I know he can't understand a word I say but it made me feel better. We were on the last leg of our first day of the two day trip returning home after visiting Mom in NC. We were both tired and hot and ready to be OUT OF THE CAR.
"What the H was THAT?" (If you believe for a minute I said "H" I have a very nice piece of real estate I would love to sell you)
I heard a loud bang as a semi was passing me. My first thought was "backfire." My second thought was "Blow out" when I had trouble steering.
I pulled over, ran around the car and started screaming. Of course, no one could hear me. We were on the side of the road on I-81 at about mm 309. Just outside of Winchester Virginia. Traffic was fast, heavy and LOUD
I had a blow out.
Lucky for me, a very nice passer by stopped on the side of the road, backed up and came to help. He helped me unload the crap from the Sewing Machine Chariot, and we found the spare (a REAL tire I might add) and the jack. What a wonderful young man. Then the Service Truck pulled up. HUGE RELIEF. With his bright flashing lights, drivers had some idea we were in trouble. The WYM was then able to be on his way after making sure I was OK.
But let me tell you that it was scarey. The traffic was heavy and no one slowed down or pulled over into the left lane. The gentleman who helped me admitted that his job is dangerous. Just the same he was an ANGEL. I don't use that term lightly. He was very sincere. And he was very efficient. In less than 30 minutes I was on my way again.
"No, you probably shouldn't drive without a spare," Steven said when I told him. I stopped at an Auto parts store to ask if anyone there knew of a tire center.
"Exit 5 in Hagerstown at Valley Mall. There's a Sears at the front of the Mall and a Firestone at the back." said the very nice woman who clearly knew the area.
At 0600 this morning I was up and unpacking the blown out tire from its compartment. I wanted to be waiting and ready on Firestone's doorstep when they opened.
"Are you coming or going" asked a very nice gentleman out for his morning walk and smoke.
"Going home. Had a blow out on I-81 yesterday, gotta get me a spare."
He looked at the tire, declared it a goner, and agreed that it was unusual for a tire to blow the side wall out.
"I gotta take a picture of this and send it to my husband."
"What, so you can worry him?"
"He's not a worrier. Really." I assured the very nice Canadian gentleman. By then we had conversed enough for me to hear that distinctive accent.
He gave me a look that told me he WAS a worrier. I took the photo anyway.
At 0700 I was at the Firestone store; two hour wait.
"How can I help you?" said a very nice woman at the Sears Auto Center.
They opened at 0730 and I was there promptly. I told her I just wanted one tire mounted on the rim I had in the car. She recommended that I buy two tires (DUH) but I agreed. It made sense. Why try to drive 300 miles with one brand new tire on one wheel and a worn out tire on the other? So I did. I bought two new tires and put the spare back in the car. They were really wonderful at Sears. If you ever need a tire in Hagerstown, Maryland, go to Sears. They are efficient, courteous and kind. Friendly too. You can sit in the waiting area and, through a large window, watch the mechanics work.

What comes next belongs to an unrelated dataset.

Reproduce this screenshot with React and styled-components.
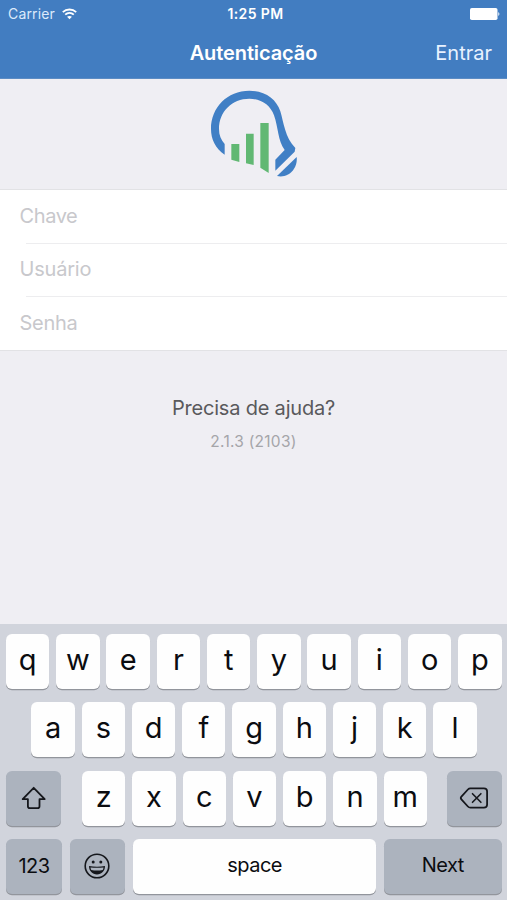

In just over an hour my car was ready.
I wanted to stash the spare in its storage compartment for the trip. One more time (third time's a charm) I unpacked and re-packed the back of the car, as Wilson watched from the back seat. Ever wonder what dogs are thinking?
While I was waiting, I googled "Tire Side Wall Blow out." and learned that when you have a blow out at high speeds DO NOT jam on the brakes. This is counter intuitive. It is recommended that you actually accelerate a bit to maintain forward momentum of the car. Grasp the steering wheel with both hands and gently slow down and steer off the road. None of us are going to be able to process all of that in the moment of panic after hearing a very loud bang. But I was lucky in that I didn't realize at first what was going on and I actually did not jam on the brakes. I doubt I accelerated but I always drive with two hands on the wheel (10 and 2). I was lucky I didn't end up in the ditch. Dang Lucky.
Another counter intuitive point about tire side wall blow outs: they occur not due to OVER inflation but due to under inflation. Under inflation allows too much flex in the wall of the tire which causes the layers to separate and become weakened. Keep your tires inflated to the recommended pressure and check them before a long trip. I relied on the idiot light to let me know. I probably should have checked them with the gauge as well. It probably doesn't hurt to do a visual check too.
And one last thing. Restrain your pets when they are in the car. I was so glad that Wilson had on his seat belt. I didn't have to worry that he would jump out of the car as I was fumbling, in my panic, for the spare. He just sat in the back seat and watched. Never a peep out of him. What a reasonable dog.
We are home now. Steven greeted me with open arms, ate dinner with me and then drove off to compete in a swim race tomorrow. Wrigley seems to have missed me. Frannie could care less and Wilson does seem bewildered even now. He is probably anticipating more road time tomorrow. Good luck fella. I am not getting in a car until I have to go to work on Tuesday.